The Title of the Memoir and the Significance of Title
The title of the memoir is Mama’s Girl I think the significance of the title is that through most of the book Veronica Chambers (the author) had a strained relationship with her mother, but she was the only one in her family that stayed with her, at least until the mom wanted her to move out because of the disrespect she had with her new step father. But even after she moved away she had called everyday and gave her daily reports of everything that was happening around her. With these daily calls their relationship became stronger and stronger, to a point where one night the mother came over to the place Veronica was staying at just because she wasn’t sleeping because of depression.
Who is the Story About?
This story is about Veronica Chambers. She first starts the story as a child talking about the abuse she had to go through, then as a young women going through school after school, and eventually an adult having to support her own life.
How was this Story Organized?
This story is organized in firs person, an older person looking back on their childhood.
What did the Memoirist come to Know About Themselves?
Veronica Chambers learned that she couldn’t control the future and only the present. She learned that when she was young her mother didn’t appreciate her, but after many years of working hard she finally got what she always wanted and found out that all this time her mom had been proud of her. And how all this time her mom always ignored her and Veronica had to fight for her attention was because the mother thought she was independent and smart and didn’t need her. So she came to know that she did need her mom’s attention. She also came to know how strong she was, to have endured everything she did the past years.
My thoughts about the Book
The way she wrote it was very descriptive. Every line she wrote was beautiful and poetic and every person she wrote about she showed a lot of detail in a way that showed who that person was, what type of role would he play in this story, and how it effected her life. She can take any normal subject like playing double-dutch and turn into a heartbreaking story.
Lines I Loved
“Here is what I wish she knew: There is a space between the two ropes where nothing is better then being a black girl. The helix encircles you and protects you and there you are strong. I wish she’d let me show her. I could teach her how it feels.”
“The closer you get, the less you can see. It was true of my mother. It is also true of me.”
“I felt like I was just many dots. From a distance they blended together to make a picture-complete and whole. But up close, the dots were all disconnected…”
“My words are meaningless. My father watched as I begged for help. My words are powerless. The little I had is gone. What I have left are new words, so I will try again to write a new story.”
“Was I dying? Was she dying? Then my mother began to rock me, rock me like I wanted her to when I was seven and terrified of my father, when I was ten and afraid of living in a strange new apartment building, like I was fourteen and walking out of her front door.”

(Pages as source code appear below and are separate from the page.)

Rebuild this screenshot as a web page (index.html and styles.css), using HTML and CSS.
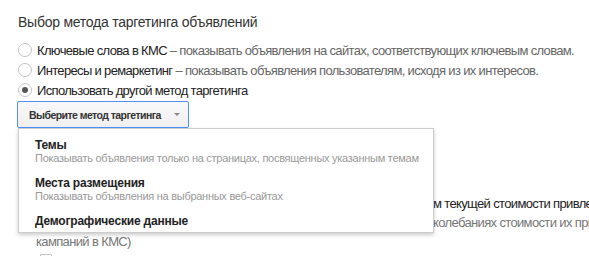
FILE: index.html
```html
<!DOCTYPE html>
<html lang="ru">
<head>
<meta charset="utf-8">
<link rel="stylesheet" href="styles.css">
</head>
<body>
<div class="page">
  <h1 class="title">Выбор метода таргетинга объявлений</h1>
  <div class="radios">
    <label class="radio-row"><span class="radio"></span><span class="label">Ключевые слова в КМС</span><span class="desc">&nbsp;– показывать объявления на сайтах, соответствующих ключевым словам.</span></label>
    <label class="radio-row"><span class="radio"></span><span class="label">Интересы и ремаркетинг</span><span class="desc">&nbsp;– показывать объявления пользователям, исходя из их интересов.</span></label>
    <label class="radio-row"><span class="radio checked"></span><span class="label">Использовать другой метод таргетинга</span></label>
  </div>
  <div class="menu-wrap">
    <button class="menu-btn"><span class="btn-text">Выберите метод таргетинга</span><span class="caret"></span></button>
    <div class="menu">
      <div class="item">
        <div class="item-title">Темы</div>
        <div class="item-desc">Показывать объявления только на страницах, посвященных указанным темам</div>
      </div>
      <div class="item">
        <div class="item-title">Места размещения</div>
        <div class="item-desc">Показывать объявления на выбранных веб-сайтах</div>
      </div>
      <div class="item last">
        <div class="item-title">Демографические данные</div>
      </div>
    </div>
  </div>
  <div class="behind">
    <div class="bg-line dark"><span class="covered"></span>м текущей стоимости привлечения</div>
    <div class="bg-line gray"><span class="covered"></span>колебаниях стоимости их привлечения</div>
    <div class="bg-line gray">кампаний в КМС)</div>
    <div class="check-row"><span class="checkbox"></span></div>
  </div>
</div>
</body>
</html>
```
FILE: styles.css
```css
html, body {
  margin: 0;
  padding: 0;
  background: #fff;
  overflow: hidden;
}
body {
  font-family: "Liberation Sans", Arial, sans-serif;
  width: 589px;
  height: 256px;
}
.page {
  padding: 0 0 0 18px;
  position: relative;
  overflow: hidden;
  height: 256px;
  box-sizing: border-box;
}
.title {
  margin: 0;
  padding-top: 13px;
  font-size: 14px;
  font-weight: normal;
  line-height: 19px;
  letter-spacing: -0.25px;
  color: #333;
}
.radios {
  margin-top: 8px;
  display: flex;
  flex-direction: column;
}
.radio-row {
  display: flex;
  align-items: center;
  height: 20px;
  font-size: 13px;
  letter-spacing: -0.66px;
  white-space: nowrap;
}
.radio {
  width: 12px;
  height: 12px;
  border: 1px solid #c4c4c4;
  border-radius: 50%;
  background: #fff;
  box-sizing: content-box;
  margin-right: 5px;
  display: flex;
  align-items: center;
  justify-content: center;
  flex: none;
}
.radio.checked::after {
  content: "";
  width: 6px;
  height: 6px;
  border-radius: 50%;
  background: #555;
}
.label {
  color: #222;
}
.desc {
  color: #666;
}
.menu-wrap {
  position: relative;
  margin-top: 1px;
}
.menu-btn {
  display: flex;
  align-items: center;
  height: 27px;
  width: 172px;
  padding: 0 0 0 11px;
  margin: 0 0 0 -1px;
  border: 1px solid #4d90fe;
  border-radius: 2px;
  background: linear-gradient(#f8f8f8, #f0f0f0);
  font-family: "Liberation Sans", Arial, sans-serif;
  font-size: 10.5px;
  font-weight: bold;
  color: #333;
  box-sizing: border-box;
  white-space: nowrap;
}
.btn-text {
  letter-spacing: -0.55px;
}
.caret {
  margin-left: 13px;
  width: 0;
  height: 0;
  border-left: 3px solid transparent;
  border-right: 3px solid transparent;
  border-top: 3px solid #888;
}
.menu {
  position: absolute;
  left: 0;
  top: 27px;
  width: 414px;
  background: #fff;
  border: 1px solid rgba(0,0,0,0.2);
  box-shadow: 0 2px 4px rgba(0,0,0,0.2);
  padding-top: 4px;
  z-index: 2;
}
.item {
  padding: 5px 16px 7px;
}
.item.last {
  padding-bottom: 4px;
}
.item-title {
  font-size: 12px;
  font-weight: bold;
  line-height: 14px;
  letter-spacing: -0.2px;
  color: #222;
}
.item-desc {
  font-size: 11px;
  line-height: 12px;
  letter-spacing: -0.27px;
  color: #999;
  white-space: nowrap;
}
.behind {
  padding-left: 18px;
  padding-top: 66px;
  font-size: 13px;
  letter-spacing: -0.64px;
  overflow: hidden;
}
.bg-line {
  line-height: 19px;
  white-space: nowrap;
  overflow: hidden;
}
.bg-line.dark { color: #222; }
.bg-line.gray { color: #777; }
.covered {
  display: inline-block;
  width: 397px;
  height: 1px;
}
.check-row {
  padding: 3px 0 0 4px;
}
.checkbox {
  display: block;
  width: 10px;
  height: 10px;
  border: 1px solid #c6c6c6;
  border-radius: 1px;
}
```
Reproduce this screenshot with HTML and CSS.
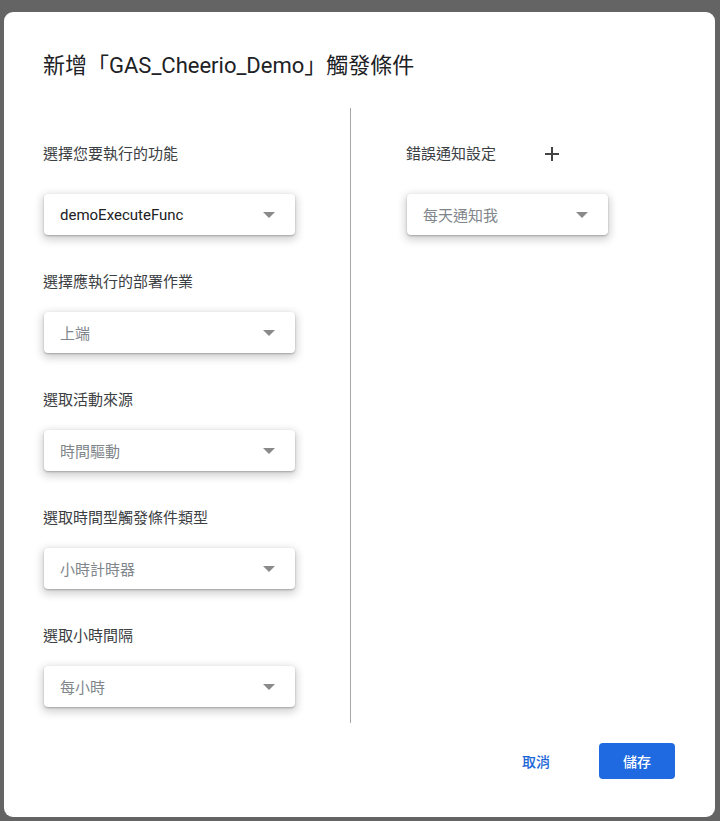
FILE: index.html
```html
<!DOCTYPE html>
<html lang="zh-Hant">
<head>
<meta charset="utf-8">
<title>新增觸發條件</title>
<link rel="stylesheet" href="styles.css">
</head>
<body>
<div class="dialog">
  <h1 class="title">新增「GAS_Cheerio_Demo」觸發條件</h1>
  <div class="content">
    <div class="col col-left">
      <div class="field first">
        <div class="label">選擇您要執行的功能</div>
        <div class="select"><span class="value dark">demoExecuteFunc</span><span class="arrow"></span></div>
      </div>
      <div class="field">
        <div class="label">選擇應執行的部署作業</div>
        <div class="select"><span class="value">上端</span><span class="arrow"></span></div>
      </div>
      <div class="field">
        <div class="label">選取活動來源</div>
        <div class="select"><span class="value">時間驅動</span><span class="arrow"></span></div>
      </div>
      <div class="field">
        <div class="label">選取時間型觸發條件類型</div>
        <div class="select"><span class="value">小時計時器</span><span class="arrow"></span></div>
      </div>
      <div class="field">
        <div class="label">選取小時間隔</div>
        <div class="select"><span class="value">每小時</span><span class="arrow"></span></div>
      </div>
    </div>
    <div class="col col-right">
      <div class="field first">
        <div class="label label-row">錯誤通知設定
          <svg class="plus" width="16" height="16" viewBox="0 0 16 16"><path d="M8 1v14M1 8h14" stroke="#444" stroke-width="2" fill="none"/></svg>
        </div>
        <div class="select small"><span class="value">每天通知我</span><span class="arrow"></span></div>
      </div>
    </div>
  </div>
  <div class="actions">
    <button class="btn btn-text">取消</button>
    <button class="btn btn-primary">儲存</button>
  </div>
</div>
</body>
</html>
```
FILE: styles.css
```css
html, body {
  margin: 0;
  padding: 0;
  height: 100%;
}
body {
  background: #646464;
  font-family: Roboto, "Noto Sans CJK TC", "Noto Sans", sans-serif;
  overflow: hidden;
  padding-top: 12px;
  box-sizing: border-box;
}
.dialog {
  margin-left: 4px;
  width: 711px;
  height: 805px;
  background: #fff;
  border-radius: 9px;
  box-sizing: border-box;
  padding: 40px 40px 0 39px;
  display: flex;
  flex-direction: column;
}
.title {
  margin: 0;
  font-size: 22px;
  font-weight: 400;
  line-height: 28px;
  color: #202124;
}
.content {
  display: flex;
  margin-top: 28px;
}
.col-left {
  width: 307px;
  border-right: 1px solid #a8a8a8;
  padding-top: 36px;
  padding-bottom: 16px;
}
.col-right {
  padding-left: 55px;
  padding-top: 36px;
}
.field {
  display: flex;
  flex-direction: column;
}
.field + .field {
  margin-top: 37px;
}
.label {
  font-size: 15px;
  line-height: 20px;
  color: #3c4043;
  margin-bottom: 20px;
}
.field.first .label {
  margin-bottom: 30px;
}
.label-row {
  display: flex;
  align-items: center;
  gap: 48px;
}
.plus {
  display: block;
}
.select {
  width: 251px;
  height: 41px;
  margin-left: 1px;
  border-radius: 4px;
  background: #fff;
  box-shadow: 0 1px 2px rgba(0,0,0,0.25), 0 3px 8px 2px rgba(0,0,0,0.18);
  display: flex;
  align-items: center;
  padding: 0 20px 0 16px;
  box-sizing: border-box;
}
.select.small {
  width: 201px;
}
.value {
  flex: 1;
  font-size: 15px;
  color: #80868b;
}
.value.dark {
  color: #202124;
}
.arrow {
  width: 0;
  height: 0;
  border-left: 6px solid transparent;
  border-right: 6px solid transparent;
  border-top: 6px solid #8a8a8a;
  margin-top: 1px;
}
.actions {
  display: flex;
  justify-content: flex-end;
  align-items: center;
  gap: 35px;
  margin-top: 20px;
}
.btn {
  font-family: Roboto, "Noto Sans CJK TC", sans-serif;
  font-size: 14px;
  font-weight: 500;
  height: 36px;
  border: none;
  border-radius: 4px;
  cursor: pointer;
}
.btn-text {
  background: transparent;
  color: #1a66d6;
  padding: 0 14px;
}
.btn-primary {
  background: #1f6ae0;
  color: #fff;
  width: 76px;
}
```
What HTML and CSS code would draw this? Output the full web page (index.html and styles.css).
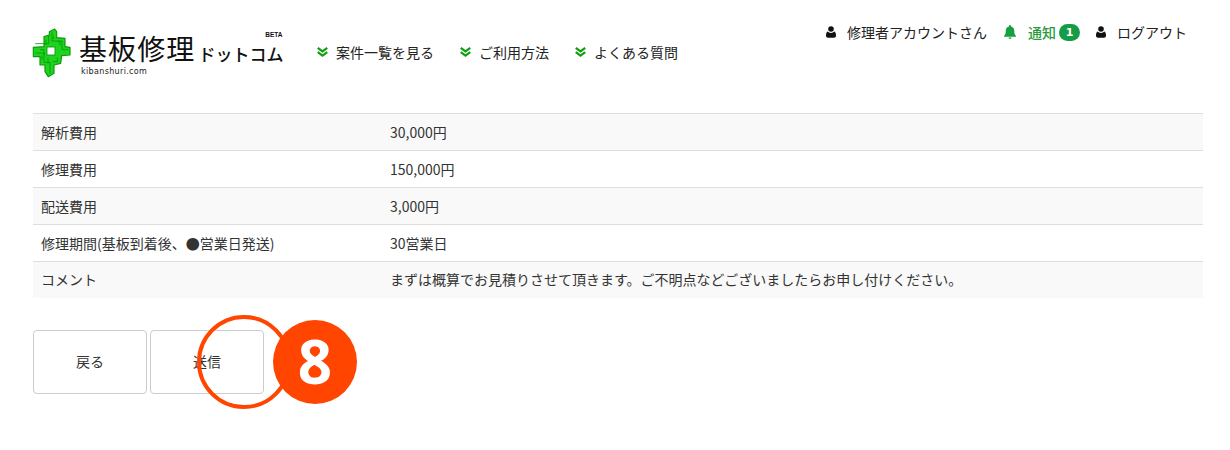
FILE: index.html
```html
<!DOCTYPE html>
<html lang="ja">
<head>
<meta charset="utf-8">
<title>基板修理ドットコム</title>
<link rel="stylesheet" href="styles.css">
</head>
<body>
<svg class="sprites" width="0" height="0">
  <symbol id="i-user" viewBox="0 0 10 12"><circle cx="5" cy="3" r="2.8"/><path d="M1.6 5.6C2.4 6.5 3.6 7 5 7s2.6-.5 3.4-1.4C9.4 6.2 10 7.6 10 9.6c0 1.4-.9 2.2-2 2.2H2c-1.100 0-2-.8-2-2.200 0-2 .6-3.400 1.600-4z"/></symbol>
  <symbol id="i-chev" viewBox="0 0 12 11"><path d="M1.600 0 6 3.300 10.400 0 12 1.900 6 6.300 0 1.900zM1.600 4.700 6 8 10.400 4.700 12 6.600 6 11 0 6.600z"/></symbol>
</svg>
<header class="site-header">
  <a class="logo">
    <svg class="logo-mark" viewBox="36 36 120 153" width="40" height="51">
      <path class="m-out" d="M88 50 104 42 110 50 110 68 135 70 135 95 150 97 150 120 125 122 122 145 102 150 102 175 85 185 75 170 75 150 60 150 60 125 40 125 40 97 72 95 72 65 88 60z"/>
      <path class="m-line" d="M96 52V78H126V104H144M86 62V86H46M78 74V90M46 114H72V142H90V176M100 64V72M112 80H120V92M60 104H72V120M112 128V140H98M66 122V134M84 128V146"/>
      <rect class="m-hole" x="81" y="96" width="24" height="24"/>
    </svg>
    <span class="logo-words">
      <span class="logo-name"><span class="logo-big">基板修理</span><span class="logo-small">ドットコム</span><span class="logo-beta">BETA</span></span>
      <span class="logo-url">kibanshuri.com</span>
    </span>
  </a>
  <nav class="main-nav">
    <a class="main-link"><svg class="chev"><use href="#i-chev"/></svg>案件一覧を見る</a>
    <a class="main-link"><svg class="chev"><use href="#i-chev"/></svg>ご利用方法</a>
    <a class="main-link"><svg class="chev"><use href="#i-chev"/></svg>よくある質問</a>
  </nav>
  <nav class="user-nav">
    <a class="user-link"><svg class="user-ico"><use href="#i-user"/></svg>修理者アカウントさん</a>
    <a class="user-link notice">
      <svg class="bell" viewBox="0 0 12 14"><path d="M6 0a1 1 0 0 1 1 1v.6c2 .4 3.200 2 3.200 4 0 3 .6 4.300 1.800 5.400v.8H0V11c1.200-1.100 1.800-2.400 1.800-5.400 0-2 1.200-3.600 3.200-4V1a1 1 0 0 1 1-1zM4.400 12.600h3.200a1.600 1.400 0 0 1-3.200 0z"/></svg>
      通知<span class="count">1</span>
    </a>
    <a class="user-link"><svg class="user-ico"><use href="#i-user"/></svg>ログアウト</a>
  </nav>
</header>
<main class="content">
  <table class="detail">
    <colgroup><col class="col-label"><col></colgroup>
    <tr><th>解析費用</th><td>30,000円</td></tr>
    <tr><th>修理費用</th><td>150,000円</td></tr>
    <tr><th>配送費用</th><td>3,000円</td></tr>
    <tr><th>修理期間(基板到着後、●営業日発送)</th><td>30営業日</td></tr>
    <tr class="last"><th>コメント</th><td>まずは概算でお見積りさせて頂きます。ご不明点などございましたらお申し付けください。</td></tr>
  </table>
  <div class="actions">
    <button class="btn">戻る</button>
    <button class="btn">送信</button>
    <span class="ring"></span>
    <span class="step">8</span>
  </div>
</main>
</body>
</html>
```

FILE: styles.css
```css
* { box-sizing: border-box; }
html, body { margin: 0; }
body {
  width: 1230px;
  height: 450px;
  overflow: hidden;
  background: #fff;
  color: #333;
  font-family: "Noto Sans CJK JP", "Noto Sans", sans-serif;
  font-size: 14px;
}
.sprites { position: absolute; }

.site-header {
  display: flex;
  align-items: flex-start;
  height: 113px;
  padding: 0 43px 0 33px;
}
.logo {
  display: flex;
  width: 284px;
  padding-top: 27px;
  color: #111;
}
.logo-mark { flex: none; margin-left: -1px; }
.m-out { fill: #1fd41f; stroke: #0b9a0b; stroke-width: 3.500; stroke-linejoin: round; }
.m-line { fill: none; stroke: #0a960a; stroke-width: 2.500; }
.m-hole { fill: #fff; stroke: #0a8f0a; stroke-width: 2.500; }
.logo-words { display: flex; flex-direction: column; margin-left: 7px; }
.logo-name { position: relative; display: flex; align-items: flex-end; height: 38px; white-space: nowrap; }
.logo-big { position: relative; top: 2px; font-size: 28px; line-height: 38px; letter-spacing: 1.100px; font-weight: 400; }
.logo-small { position: relative; top: 1px; font-size: 17px; line-height: 24px; margin-left: 3px; font-weight: 500; }
.logo-beta { position: absolute; right: 1px; top: 4px; font: 700 6.500px/8px "Liberation Sans", sans-serif; }
.logo-url { margin: 1px 0 0 2px; font: 8px/11px "DejaVu Sans", sans-serif; letter-spacing: .35px; color: #222; }

.main-nav { display: flex; gap: 26px; padding-top: 42px; }
.main-link { display: flex; align-items: center; gap: 8px; font-size: 14px; line-height: 20px; color: #222; white-space: nowrap; }
.chev { width: 11px; height: 10px; fill: #12a012; flex: none; }

.user-nav { display: flex; margin-left: auto; padding-top: 22px; gap: 16px; }
.user-link { display: flex; align-items: center; font-size: 14px; line-height: 20px; color: #222; white-space: nowrap; }
.user-ico { width: 10px; height: 12px; margin-right: 11px; fill: #111; flex: none; }
.notice { color: #2a9a3c; font-weight: 500; }
.bell { width: 12px; height: 14px; margin: 0 12px 0 1px; fill: #14a03c; flex: none; }
.count {
  display: inline-block;
  width: 21px;
  height: 17px;
  margin-left: 3px;
  border-radius: 9px;
  background: #169c46;
  color: #fff;
  font: 700 11px/17px "DejaVu Sans", sans-serif;
  text-align: center;
}

.content { padding: 0 27px 0 33px; }
.detail { width: 1170px; border-collapse: collapse; table-layout: fixed; }
.col-label { width: 348px; }
.detail tr:nth-child(odd) { background: #f9f9f9; }
.detail th, .detail td {
  height: 37px;
  padding: 0 8px 1px;
  border-top: 1px solid #dedede;
  font-size: 14px;
  font-weight: 400;
  line-height: 20px;
  text-align: left;
  color: #333;
}
.detail td { padding-left: 9px; }
.detail .last th, .detail .last td { height: 36px; }

.actions { position: relative; display: flex; gap: 3px; margin-top: 32px; }
.btn {
  width: 114px;
  height: 64px;
  padding: 0 0 2px;
  border: 1px solid #ccc;
  border-radius: 4px;
  background: #fff;
  color: #333;
  font: 14px/20px "Noto Sans CJK JP", sans-serif;
}
.ring {
  position: absolute;
  left: 164px;
  top: -15px;
  width: 94px;
  height: 94px;
  border: 4.500px solid #ff4500;
  border-radius: 50%;
}
.step {
  position: absolute;
  left: 240px;
  top: -10px;
  width: 84px;
  height: 84px;
  border-radius: 50%;
  background: #ff4500;
  color: #fff;
  font: 700 60px/82px "Open Sans", sans-serif;
  text-align: center;
}
```
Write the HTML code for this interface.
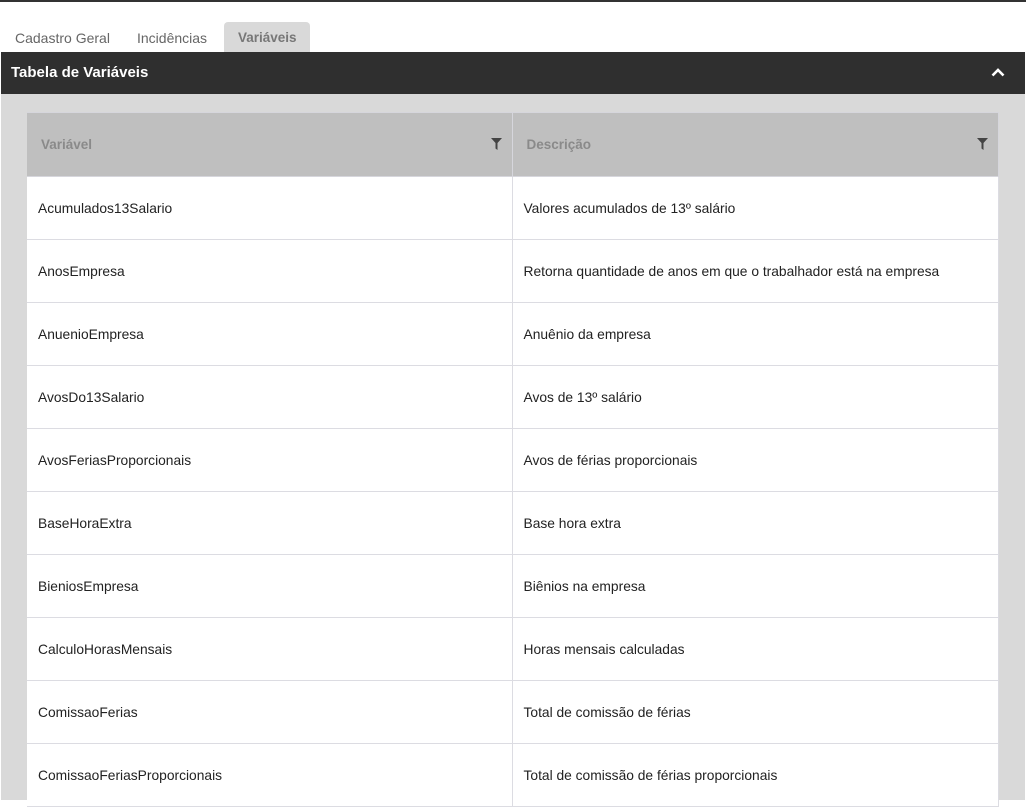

“All my life, I hoped to meet someone upon whom I could unload everything. The best friend who would take my side completely. The boyfriend who would shelter and protect me. It never occurred to me that my mother was the person I wished for.”
“I know my brother was out swimming. I know he can barely swim. I know the day is darkening on him. I know that he is sometimes tugged under because he can disappear for weeks on end. I know that he is resigned to falling. I know that he thinks he’ll survive as a ghetto merman but he is falling in. I know that oxygen is finite. I know that he may come up this time or next, but there may be a time when he does not come up at all.”